Ce que je sais de toi
Un roman sur l’abandon, un moment de grâce.
On est au Caire, dans le quartier du Moqattam, chez les zabbalines, une communauté de poubelles vivant de tri, de revente et de recyclage. Ali vient de là, autant dire qu’il n’est pas grand-chose aux yeux d’une société prompte à l’ostracisme - cet indicible mépris (formidable p110).
Tarek, le docteur qu’on sollicite autant qu’on admire, y trouve un autre foyer, et bientôt, rencontre Ali, cet amour interdit qui l’éloignera de tous et de tout : « Tu feignais de ne pas voir qu’il était un intrus dans la maison, au seuil d’une famille que l’on intègre que par la naissance ou le mariage. Qu’il restait un imposteur pour cette communauté avec laquelle, il ne partageait ni la religion ni la situation sociale ».
Tarek le sait. S’il laisse battre son cœur, s’il cède au désir de ce fils de pute, pardon, de cette pute de fils, il sera condamné et pourtant, « Ali te fascinait.

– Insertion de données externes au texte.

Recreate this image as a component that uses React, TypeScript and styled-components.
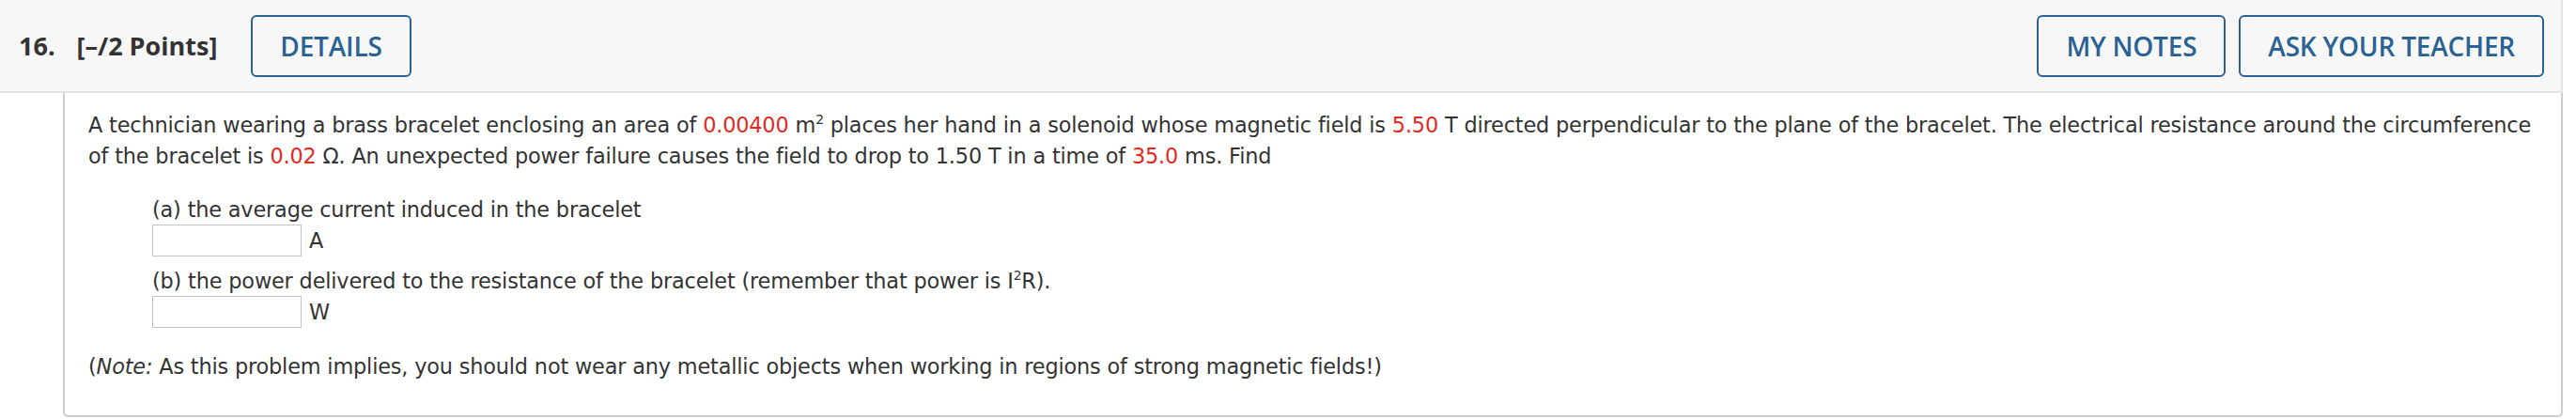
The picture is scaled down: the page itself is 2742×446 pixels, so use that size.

Il y avait chez lui une absence de calcul, une exaltation du présent. (…) Il se contentait de vivre et tu te surprenais parfois à espérer que vivre serait contagieux »
Éric Chacour a peint une émouvante fresque familiale, de l’épopée de Nasser à la triste fin de Sadate, en passant par toutes les affres d’un pays prisonnier d’une histoire glorieuse et d’une géographie embarrassante.
Son héros, Tarek, est ce docteur qui fuit la pression d’un milieu qui le veut exemplaire, et qui s’abandonne à la passion amoureuse pour s’en défaire. Comme un air de Dr Jivago. Malicieux hasard, Omar Sharif était égyptien.
Mais quel est donc ce conteur qui l’interpelle (la forme du « tu » donne au roman sa tonalité si particulière) ? De quel droit réclame-t-il sans cesse sa présence ?
Vous le saurez (quelle émotion !) en lisant : « Ce que je sais de toi ».